News and Updates

UN Photo: A Woman Rediscovered

  • Signing the Convention Relating to the Status of Refugees in Geneva, 28 July 1951, with Margaret Kitchen sitting on the left. Credit: UN Photo/ES

Last year, as the world commemorated the 70th anniversary of the 1951 Refugee Convention, the Archives and Records Management Section (ARMS) was presented with a mystery.

The Office of the UN High Commissioner for Refugees (UNHCR) noticed that a photograph caption from the 1951 Convention identified three men who were present but failed to name the only woman seated at the table.

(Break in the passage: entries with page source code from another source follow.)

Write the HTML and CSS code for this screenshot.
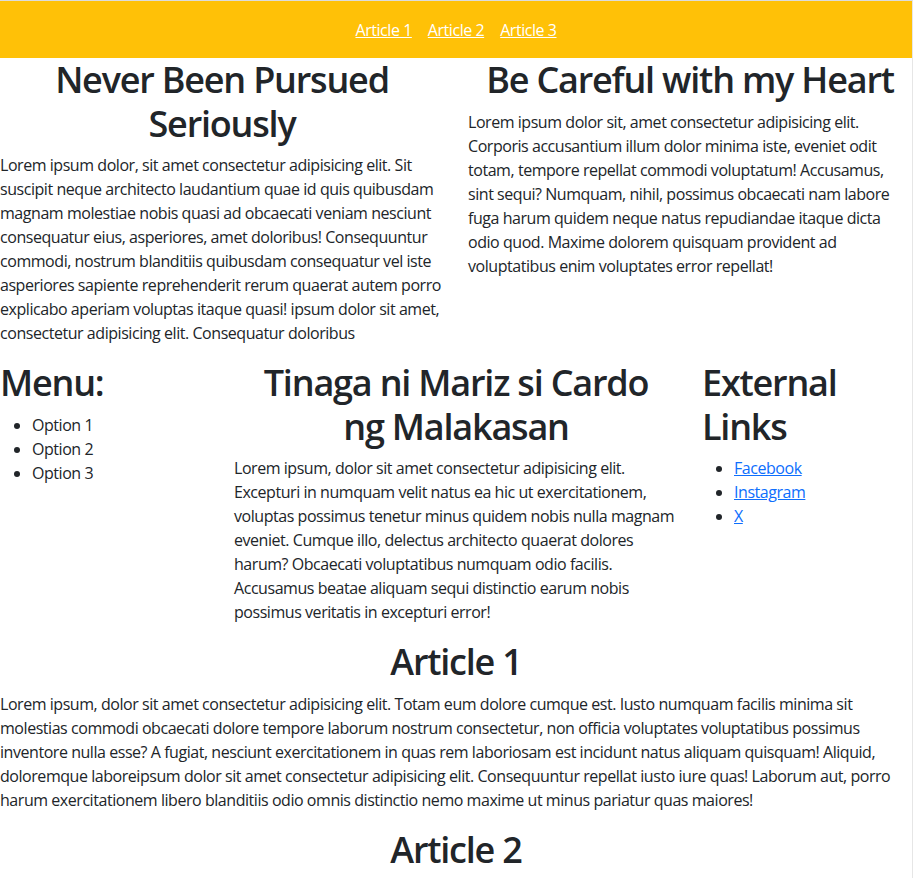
FILE: index.html
```html
<!DOCTYPE html>
<html lang="en">
<head>
<meta charset="utf-8">
<title>Articles</title>
<link rel="stylesheet" href="styles.css">
</head>
<body>
<header class="topbar">
  <nav class="nav">
    <a href="#a1">Article 1</a>
    <a href="#a2">Article 2</a>
    <a href="#a3">Article 3</a>
  </nav>
</header>
<main class="page">
  <div class="row">
    <section class="col col-6">
      <h1 class="title center">Never Been Pursued Seriously</h1>
      <p>Lorem ipsum dolor, sit amet consectetur adipisicing elit. Sit suscipit neque architecto laudantium quae id quis quibusdam magnam molestiae nobis quasi ad obcaecati veniam nesciunt consequatur eius, asperiores, amet doloribus! Consequuntur commodi, nostrum blanditiis quibusdam consequatur vel iste asperiores sapiente reprehenderit rerum quaerat autem porro explicabo aperiam voluptas itaque quasi! ipsum dolor sit amet, consectetur adipisicing elit. Consequatur doloribus</p>
    </section>
    <section class="col col-6">
      <h1 class="title center">Be Careful with my Heart</h1>
      <p>Lorem ipsum dolor sit, amet consectetur adipisicing elit. Corporis accusantium illum dolor minima iste, eveniet odit totam, tempore repellat commodi voluptatum! Accusamus, sint sequi? Numquam, nihil, possimus obcaecati nam labore fuga harum quidem neque natus repudiandae itaque dicta odio quod. Maxime dolorem quisquam provident ad voluptatibus enim voluptates error repellat!</p>
    </section>
  </div>
  <div class="row">
    <aside class="col col-3">
      <h1 class="title">Menu:</h1>
      <ul class="list">
        <li>Option 1</li>
        <li>Option 2</li>
        <li>Option 3</li>
      </ul>
    </aside>
    <section class="col col-6">
      <h1 class="title center">Tinaga ni Mariz si Cardo <span class="nowrap">ng Malakasan</span></h1>
      <p>Lorem ipsum, dolor sit amet consectetur adipisicing elit. Excepturi in numquam velit natus ea hic ut exercitationem, voluptas possimus tenetur minus quidem nobis nulla magnam eveniet. Cumque illo, delectus architecto quaerat dolores harum? Obcaecati voluptatibus numquam odio facilis. Accusamus beatae aliquam sequi distinctio earum nobis possimus veritatis in excepturi error!</p>
    </section>
    <aside class="col col-3">
      <h1 class="title">External Links</h1>
      <ul class="list">
        <li><a href="#">Facebook</a></li>
        <li><a href="#">Instagram</a></li>
        <li><a href="#">X</a></li>
      </ul>
    </aside>
  </div>
  <article id="a1" class="article">
    <h1 class="title center">Article 1</h1>
    <p>Lorem ipsum, dolor sit amet consectetur adipisicing elit. Totam eum dolore cumque est. Iusto numquam facilis minima sit molestias commodi obcaecati dolore tempore laborum nostrum consectetur, non officia voluptates voluptatibus possimus inventore nulla esse? A fugiat, nesciunt exercitationem in quas rem laboriosam est incidunt natus aliquam quisquam! Aliquid, doloremque laboreipsum dolor sit amet consectetur adipisicing elit. Consequuntur repellat iusto iure quas! Laborum aut, porro harum exercitationem libero blanditiis odio omnis distinctio nemo maxime ut minus pariatur quas maiores!</p>
  </article>
  <article id="a2" class="article">
    <h1 class="title center">Article 2</h1>
    <p>Lorem ipsum dolor sit amet consectetur adipisicing elit. Dolorum, quibusdam.</p>
  </article>
</main>
</body>
</html>
```

FILE: styles.css
```css
* { box-sizing: border-box; }
html, body { margin: 0; padding: 0; }
body {
  font-family: "Open Sans", "Noto Sans", sans-serif;
  font-size: 16px;
  line-height: 1.5;
  color: #212529;
  background: #fff;
  border-top: 1px solid #dcdcdc;
  border-right: 1px solid #e6e6e6;
  letter-spacing: -0.45px;
  overflow-x: hidden;
}
.topbar {
  background: #ffc107;
  padding: 17px 16px 16px;
}
.nav {
  display: flex;
  justify-content: center;
  gap: 16px;
}
.nav a { color: #fff; }
.page { overflow: hidden; }
.row {
  display: flex;
  margin: 0 -12px;
}
.col { padding: 0 12px; }
.col-6 { flex: 0 0 50%; max-width: 50%; }
.col-3 { flex: 0 0 25%; max-width: 25%; }
.title {
  margin: 0 0 8px;
  font-size: 36px;
  font-weight: 600;
  line-height: 43.5px;
  letter-spacing: -1.2px;
}
.nowrap { white-space: nowrap; }
.center { text-align: center; }
p { margin: 0 0 16px; }
.list {
  margin: 0 0 16px;
  padding-left: 32px;
}
a { color: #0d6efd; }
```
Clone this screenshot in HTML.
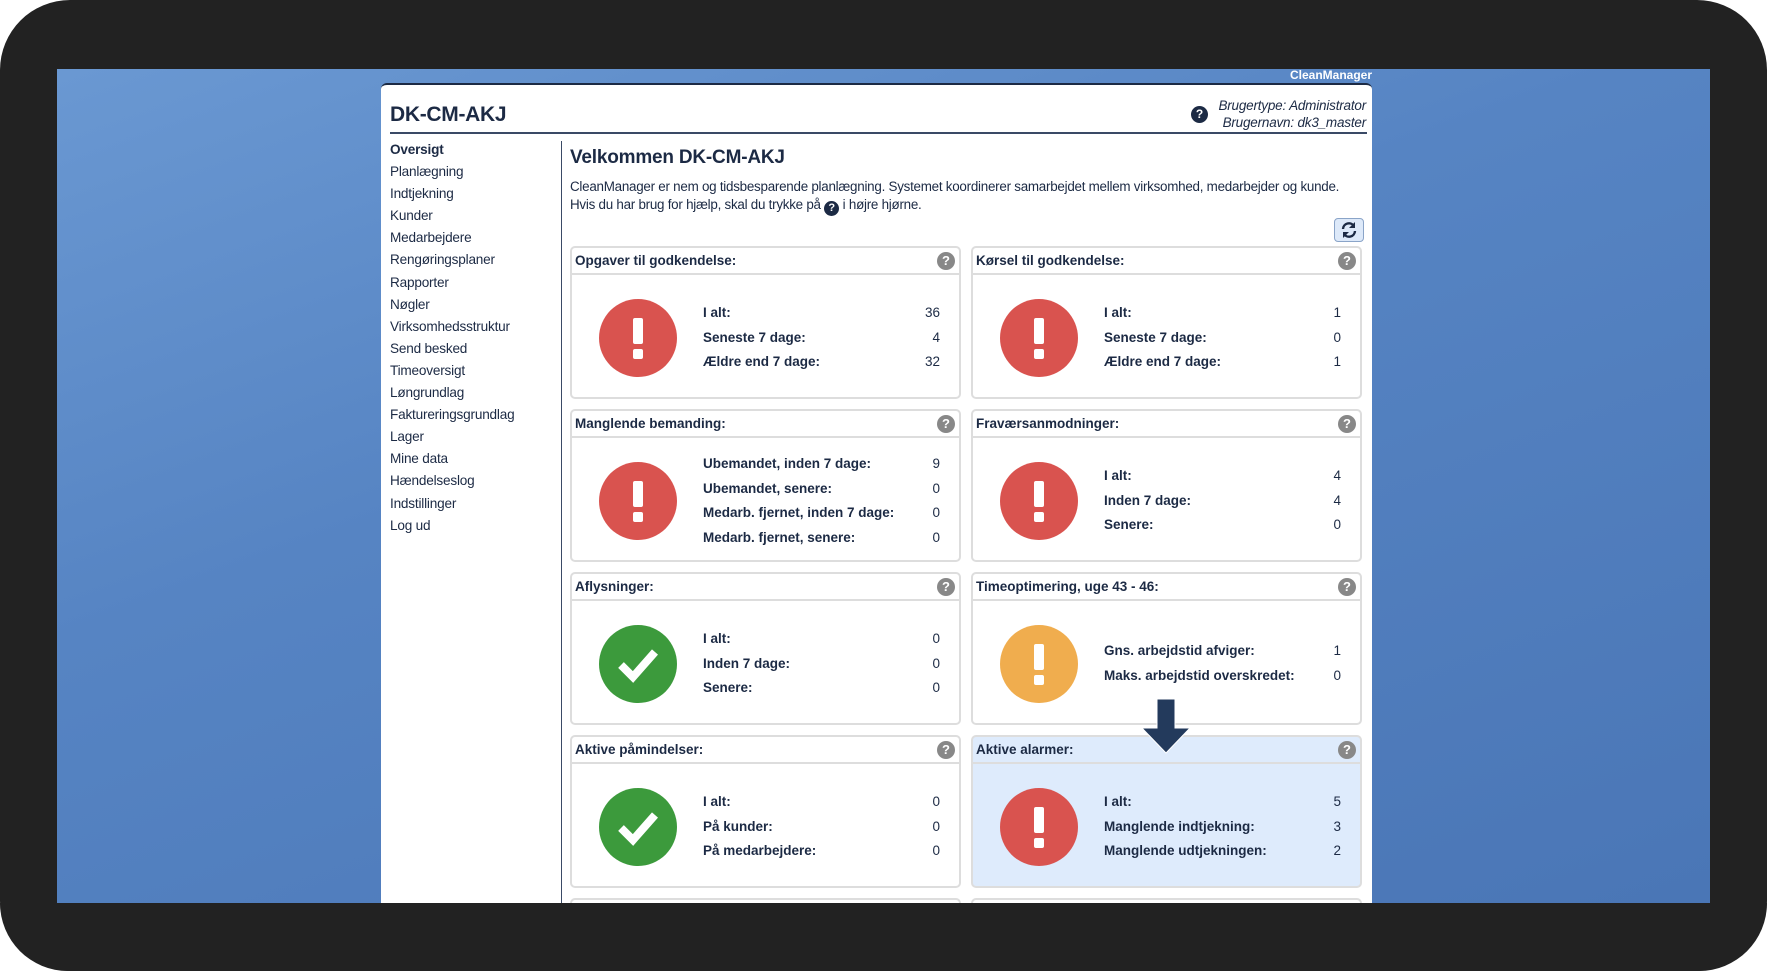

In a quest to find an answer, archives teams from UNHCR, the UN Office in Geneva, and ARMS joined forces to identify this woman.

The first clue came from Knud Larsen, President of the Conference, seated in the middle of the photograph.

In his convention speech, he thanked a “Miss Kitchen”, Deputy Executive Secretary – located on his right – for keeping the conference on track. Additional research disclosed that her first name was Margaret.

We then discovered that shortly after the 1951 Convention, she married and changed her name to Margaret Bruce. This discovery opened her life story to us.

Margaret (Kitchen) Bruce was born in the United Kingdom, joining the Secretariat at the first UN General Assembly in London in 1946.

Moving with the Organization to New York, she later married a fellow staffer, William James Bruce.

Initially joining the Human Rights Division, Margaret worked directly with Eleanor Roosevelt during the drafting of the Universal Declaration of Human Rights.

She served in many key roles throughout her 32-year tenure – including the Deputy Director of the Centre for Social Development and Humanitarian Affairs. She retired from the UN in 1977.

Too often, women’s names have been erased from history, but this is no longer the case for Margaret (Kitchen) Bruce.

Through ARMS’ careful review of the documentary evidence, her identity was rediscovered and thus her contributions were finally revealed to the world!

Following the discovery, the caption of the photograph was amended and now includes Margaret’s name.